The Asian Development Bank (ADB) has approved an $800 million financial assistance package for Pakistan. This has triggered a sharp response from India, which has long opposed international aid to its neighbour over concerns of terror financing and economic mismanagement.
The ADB’s bailout is aimed at improving Pakistan’s public financial management. It comprises a $300 million policy-based loan and a $500 million program-based guarantee. The move follows Pakistan’s recent $1 billion agreement with the International Monetary Fund (IMF), secured last month.
India had formally urged the ADB and other global financial institutions to halt funding to Pakistan, citing grave concerns about potential misuse of funds, especially following the recent Pahalgam terror attack in Jammu and Kashmir.
It has been reported in the media that India strongly opposed the ADB’s decision, presenting a detailed case outlining Pakistan’s economic instability, poor governance, and persistent support for cross-border terrorism.

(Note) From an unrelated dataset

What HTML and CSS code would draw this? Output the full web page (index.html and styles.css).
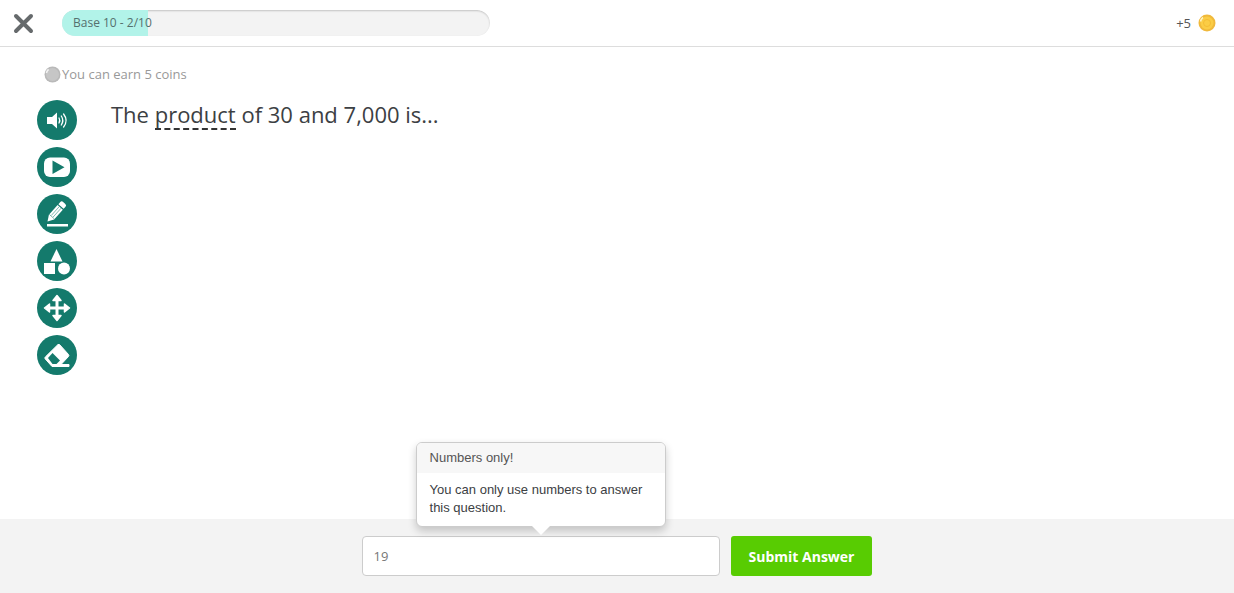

India had pointed out that Pakistan’s tax revenue has dropped drastically — from 13 percent of GDP in 2018 to just 9.2 percent in 2023 — indicating declining economic capacity.
India also warned that foreign loans could be diverted to military expenditure rather than being used for development, citing Pakistan’s rising defense budget.
It has been further reported that India expressed concern over the growing influence of Pakistan’s military in economic matters, particularly through the Special Investment Facilitation Council, established in June 2023 to attract foreign investment.
India also pointed out that despite repeated loan programs from the ADB and IMF, Pakistan has failed to implement crucial structural reforms.
Pakistan has also been accused by India of failing to meet obligations under the Financial Action Task Force (FATF), including freezing the assets of UN-designated terrorist organizations. India warned that continued financial support could risk aiding terror networks and destabilizing the region.
India is also reportedly considering pushing for Pakistan’s return to the FATF’s “grey list”, which would subject Islamabad to increased international scrutiny and restrictions on financial transactions.